NASA recently launched a new probe aimed at being the first to encounter two asteroids in our asteroid field. This Dawn spacecraft is set to look at Vesta and Ceres and study them in detail. If it happens to still be functional afterward, they plan on pointing it at other asteroids to study them as well.

The largest known asteroid in our solar system’s asteroid field is Ceres, which is around 650 miles in diameter and is now sometimes classified as a dwarf planet. The runner up is Pallas, which is about 360 miles in diameter.

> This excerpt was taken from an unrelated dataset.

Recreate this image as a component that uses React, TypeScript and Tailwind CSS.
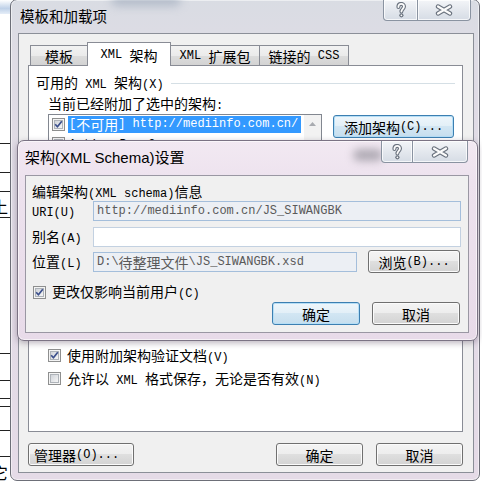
import React from "react";

const CJK_RE = /[\u2e80-\u9fff\uff00-\uffef\u3000-\u303f]/;
const SPLIT_RE = /[\u2e80-\u9fff\uff00-\uffef\u3000-\u303f]+|[^\u2e80-\u9fff\uff00-\uffef\u3000-\u303f]+/g;

function Mx({ s }: { s: string }) {
  const parts = s.match(SPLIT_RE) || [];
  return (
    <>
      {parts.map((p, i) =>
        CJK_RE.test(p) ? (
          <span key={i} className="font-['Noto_Sans_CJK_SC',sans-serif] text-[14px]">
            {p}
          </span>
        ) : (
          <span key={i} className="font-['Liberation_Mono',monospace] text-[12px] whitespace-pre">
            {p}
          </span>
        )
      )}
    </>
  );
}

function Check({ on }: { on?: boolean }) {
  const id = "g" + React.useId().replace(/[^a-zA-Z0-9]/g, "");
  return (
    <svg width="13" height="13" viewBox="0 0 13 13" className="shrink-0 block">
      <defs>
        <linearGradient id={id} x1="0" y1="0" x2="1" y2="1">
          <stop offset="0" stopColor="#cdd1d7" />
          <stop offset="1" stopColor="#f8f8f8" />
        </linearGradient>
      </defs>
      <rect x="0.5" y="0.5" width="12" height="12" fill="#f4f4f4" stroke="#8e8f8f" />
      <rect x="2.5" y="2.5" width="8" height="8" fill={`url(#${id})`} stroke="#aeb3b9" />
      {on && (
        <path
          d="M3.2 6.3 L5.4 8.8 L9.8 3.3"
          fill="none"
          stroke="#3b4f8c"
          strokeWidth="1.7"
          strokeLinejoin="round"
        />
      )}
    </svg>
  );
}

function Btn({ children, cls, focus }: { children: React.ReactNode; cls: string; focus?: boolean }) {
  return (
    <div
      className={`${cls} h-[23px] shrink-0 rounded-[3px] border flex items-center justify-center leading-[18px] text-black ${
        focus
          ? "border-[#3c7fb1] bg-[linear-gradient(#eef6fb_0%,#e2eff7_50%,#d2e6f3_50%,#c6deee_100%)] shadow-[inset_0_0_0_1px_#b5def6]"
          : "border-[#707070] bg-[linear-gradient(#f4f4f4_0%,#ededed_50%,#dfdfdf_50%,#d3d3d3_100%)] shadow-[inset_0_0_0_1px_#fbfbfb]"
      }`}
    >
      {children}
    </div>
  );
}

function QIcon() {
  const d = "M3.4 5 C3.4 2.9 4.7 1.9 6.2 1.9 C7.8 1.9 9 3 9 4.5 C9 6.7 6.4 7 6.4 9.6";
  return (
    <svg width="12" height="16" viewBox="0 0 12 16" className="block">
      <path d={d} stroke="#6a727e" strokeWidth="4" fill="none" strokeLinecap="round" />
      <circle cx="6.4" cy="13.3" r="2.1" fill="#6a727e" />
      <path d={d} stroke="#fbfbfb" strokeWidth="1.8" fill="none" strokeLinecap="round" />
      <circle cx="6.4" cy="13.3" r="0.9" fill="#fbfbfb" />
    </svg>
  );
}

function XIcon() {
  const d = "M4 2.5 L16 9.5 M16 2.5 L4 9.5";
  return (
    <svg width="20" height="12" viewBox="0 0 20 12" className="block">
      <path d={d} stroke="#6a727e" strokeWidth="4.4" strokeLinecap="round" />
      <path d={d} stroke="#fbfbfb" strokeWidth="2.2" strokeLinecap="round" />
    </svg>
  );
}

const capBg =
  "bg-[linear-gradient(#f3f5f8_0%,#e4e8ee_50%,#d6dce5_100%)] shadow-[inset_0_0_0_1px_rgba(255,255,255,0.75)] border-[#8a93a1] flex items-center justify-center";

export default function App() {
  return (
    <div className="relative w-[482px] h-[484px] overflow-hidden bg-white font-['Noto_Sans_CJK_SC',sans-serif]">
      {/* background document (behind windows) */}
      <div className="absolute left-0 top-0 w-[14px] h-[14px] bg-[linear-gradient(180deg,#ffffff_0%,#bfd1e8_60%,#e6eef8_100%)]" />
      <div className="absolute left-0 top-[143px] w-[12px] h-px bg-[#222]" />
      <div className="absolute left-0 top-[172px] w-[12px] h-px bg-[#222]" />
      <div className="absolute left-0 top-[191px] w-[12px] h-px bg-[#222]" />
      <div className="absolute left-0 top-[217px] w-[12px] h-px bg-[#222]" />
      <div className="absolute left-[-8px] top-[196px] text-[16px] leading-[20px] text-black">上</div>
      <div className="absolute left-0 top-[353px] w-[12px] h-px bg-[#222]" />
      <div className="absolute left-0 top-[380px] w-[12px] h-px bg-[#222]" />
      <div className="absolute left-0 top-[398px] w-[12px] h-px bg-[#222]" />
      <div className="absolute left-0 top-[406px] w-[12px] h-px bg-[#222]" />
      <div className="absolute left-0 top-[430px] w-[12px] h-px bg-[#222]" />
      <div className="absolute left-0 top-[456px] w-[12px] h-px bg-[#222]" />
      <div className="absolute left-[-8px] top-[462px] text-[16px] leading-[20px] text-black">它</div>

      {/* outer window */}
      <div className="absolute left-[10px] top-[-1px] w-[470px] h-[482px] rounded-[7px] border border-[#6d6f78] bg-[linear-gradient(180deg,#d9dce3_0px,#dfdce5_60px,#e5dbe7_100%)] shadow-[inset_0_0_0_1px_rgba(255,255,255,0.5)] flex flex-col">
        <div className="relative h-[33px] shrink-0 flex items-start">
          <div className="absolute left-[100px] top-[-6px] w-[70px] h-[12px] rounded-full bg-[#8d9bb0] opacity-50 blur-[5px]" />
          <div className="relative mt-[6px] ml-[9px] leading-[20px] text-[14.5px] text-black">模板和加载项</div>
          <div className="relative ml-auto mr-[8px] flex">
            <div className={`w-[35px] h-[21px] border border-t-0 rounded-bl-[4px] ${capBg}`}>
              <QIcon />
            </div>
            <div className={`w-[53px] h-[21px] border border-t-0 border-l-0 rounded-br-[4px] ${capBg}`}>
              <XIcon />
            </div>
          </div>
        </div>

        {/* client */}
        <div className="ml-[7px] mr-[5px] mb-[7px] flex-1 border border-[#8b8f98] bg-[#f0f0f0] flex flex-col">
          {/* tabs */}
          <div className="relative z-10 mt-[8px] ml-[11px] h-[23px] flex items-end">
            <div className="w-[58px] h-[20px] border border-b-0 border-[#898c95] bg-[linear-gradient(#f2f2f2_0%,#ebebeb_50%,#dddddd_50%,#d3d3d3_100%)] flex items-center justify-center leading-[18px] text-black">
              <Mx s="模板" />
            </div>
            <div className="w-[84px] h-[24px] -mb-px -ml-px border border-b-0 border-[#898c95] bg-white flex items-center justify-center leading-[18px] text-black">
              <Mx s="XML 架构" />
            </div>
            <div className="w-[90px] h-[20px] -ml-px border border-b-0 border-[#898c95] bg-[linear-gradient(#f2f2f2_0%,#ebebeb_50%,#dddddd_50%,#d3d3d3_100%)] flex items-center justify-center leading-[18px] text-black">
              <Mx s="XML 扩展包" />
            </div>
            <div className="w-[90px] h-[20px] -ml-px border border-b-0 border-[#898c95] bg-[linear-gradient(#f2f2f2_0%,#ebebeb_50%,#dddddd_50%,#d3d3d3_100%)] flex items-center justify-center leading-[18px] text-black">
              <Mx s="链接的 CSS" />
            </div>
          </div>

          {/* tab panel */}
          <div className="ml-[9px] mr-[10px] h-[367px] border border-[#898c95] bg-white flex flex-col text-black">
            <div className="mt-[8px] h-[18px] pl-[7px] flex items-center leading-[18px]">
              <div className="shrink-0">
                <Mx s="可用的 XML 架构(X)" />
              </div>
              <div className="ml-[7px] mr-[7px] flex-1 h-px bg-[#d5dfe5]" />
            </div>
            <div className="mt-px h-[18px] pl-[19px] leading-[18px]">
              <Mx s="当前已经附加了选中的架构:" />
            </div>
            <div className="mt-[3px] pl-[19px] flex items-start">
              <div className="w-[274px] h-[200px] border border-[#828790] bg-white flex overflow-hidden">
                <div className="w-[255px] shrink-0 flex flex-col">
                  <div className="h-[19px] flex items-center pl-[3px]">
                    <Check on />
                    <div className="ml-[3px] w-[233px] h-[17px] bg-[#3399ff] text-white flex items-center pl-px leading-[17px] overflow-hidden whitespace-nowrap">
                      <Mx s="[不可用] http://mediinfo.com.cn/" />
                    </div>
                  </div>
                  <div className="h-[19px] flex items-center pl-[3px]">
                    <Check />
                    <div className="ml-[4px] leading-[17px]">
                      <Mx s="ActionsPane3" />
                    </div>
                  </div>
                </div>
                <div className="w-[17px] shrink-0 bg-[#f2f2f2] flex flex-col items-center">
                  <div className="h-[17px] flex items-center justify-center">
                    <svg width="7" height="4" viewBox="0 0 7 4" className="block">
                      <polygon points="0,4 3.5,0 7,4" fill="#a8abb0" />
                    </svg>
                  </div>
                </div>
              </div>
              <div className="ml-[11px] mt-px flex flex-col">
                <Btn cls="w-[121px] h-[22px]" focus>
                  <Mx s="添加架构(C)..." />
                </Btn>
              </div>
            </div>
            <div className="mt-[30px] h-[23px] pl-[19px] flex items-center leading-[18px]">
              <Check on />
              <div className="ml-[6px]">
                <Mx s="使用附加架构验证文档(V)" />
              </div>
            </div>
            <div className="h-[23px] pl-[19px] flex items-center leading-[18px]">
              <Check />
              <div className="ml-[6px]">
                <Mx s="允许以 XML 格式保存，无论是否有效(N)" />
              </div>
            </div>
          </div>

          {/* bottom buttons */}
          <div className="mt-[11px] ml-[9px] mr-[10px] flex">
            <Btn cls="w-[106px] justify-start pl-[5px]">
              <Mx s="管理器(O)..." />
            </Btn>
            <Btn cls="ml-auto w-[87px]">
              <Mx s="确定" />
            </Btn>
            <Btn cls="ml-[13px] w-[87px]">
              <Mx s="取消" />
            </Btn>
          </div>
        </div>
      </div>

      {/* inner dialog */}
      <div className="absolute left-[17px] top-[140px] w-[461px] h-[201px] rounded-[7px] border border-[#7b7384] bg-[linear-gradient(180deg,#f2e9f2_0px,#ede2ee_40px,#e8dbe9_100%)] shadow-[inset_0_0_0_1px_rgba(255,255,255,0.6),0_2px_6px_rgba(60,40,70,0.35)] flex flex-col">
        <div className="relative h-[34px] shrink-0 flex items-start">
          <div className="absolute left-[335px] top-[8px] w-[30px] h-[12px] rounded-full bg-[#6f6f78] opacity-50 blur-[4px]" />
          <div className="relative mt-[8px] ml-[7px] leading-[18px] text-[15px] text-black font-['Liberation_Sans','Noto_Sans_CJK_SC',sans-serif]">
            架构(XML Schema)设置
          </div>
          <div className="relative ml-auto mr-[9px] flex">
            <div className={`w-[32px] h-[22px] border border-t-0 rounded-bl-[4px] ${capBg}`}>
              <QIcon />
            </div>
            <div className={`w-[55px] h-[22px] border border-t-0 border-l-0 rounded-br-[4px] ${capBg}`}>
              <XIcon />
            </div>
          </div>
        </div>

        <div className="ml-[7px] mr-[8px] mb-[7px] flex-1 border border-[#9a97a3] bg-[#f0f0f0] flex flex-col text-black">
          <div className="mt-[5px] h-[18px] pl-[6px] leading-[18px]">
            <Mx s="编辑架构(XML schema)信息" />
          </div>
          <div className="mt-[2px] h-[20px] pl-[6px] pr-[7px] flex items-center">
            <div className="w-[61px] leading-[18px]">
              <Mx s="URI(U)" />
            </div>
            <div className="flex-1 h-[20px] border border-[#a4bedb] bg-[#eceff4] flex items-center pl-[3px] leading-[18px] text-[#5a5a5a]">
              <Mx s="http://mediinfo.com.cn/JS_SIWANGBK" />
            </div>
          </div>
          <div className="mt-[6px] h-[20px] pl-[6px] pr-[7px] flex items-center">
            <div className="w-[61px] leading-[18px]">
              <Mx s="别名(A)" />
            </div>
            <div className="flex-1 h-[20px] border border-[#c3d1e1] bg-white" />
          </div>
          <div className="mt-[3px] h-[23px] pl-[6px] pr-[8px] flex items-center">
            <div className="w-[61px] leading-[18px]">
              <Mx s="位置(L)" />
            </div>
            <div className="w-[264px] h-[20px] border border-[#a4bedb] bg-[#eceff4] flex items-center pl-[3px] leading-[18px] text-[#5a5a5a] overflow-hidden whitespace-nowrap">
              <Mx s="D:\待整理文件\JS_SIWANGBK.xsd" />
            </div>
            <Btn cls="ml-auto w-[92px]">
              <Mx s="浏览(B)..." />
            </Btn>
          </div>
          <div className="mt-[10px] h-[18px] pl-[7px] flex items-center leading-[18px]">
            <Check on />
            <div className="ml-[6px]">
              <Mx s="更改仅影响当前用户(C)" />
            </div>
          </div>
          <div className="mt-px pr-[8px] flex justify-end">
            <Btn cls="w-[88px]" focus>
              <Mx s="确定" />
            </Btn>
            <Btn cls="ml-[12px] w-[88px]">
              <Mx s="取消" />
            </Btn>
          </div>
        </div>
      </div>
    </div>
  );
}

Ceres was discovered by Giuseppe Piazzi in 1801. Once it was realized that it was neither a comet nor a planet, Sir William Herschel named it an asteroid, a word he made up. The word itself means “star-rock” or “star-planet” (aster-oid). Sir William Herschel was also the astronomer who discovered Uranus.

To date about 280,000+ asteroids have been found in our solar system with that number continuing to rise rapidly. Of those 280,000 only about 200 are bigger than about 60 miles in diameter (about 100km). It’s estimated that there are around 1-2 million asteroids in our solar system.

The vast majority of asteroids seem to be made of mostly carbon (3/4, called C-type); the vast majority of the rest seem to be made of iron and nickel (M-type) with some are composed of silicates (S-type).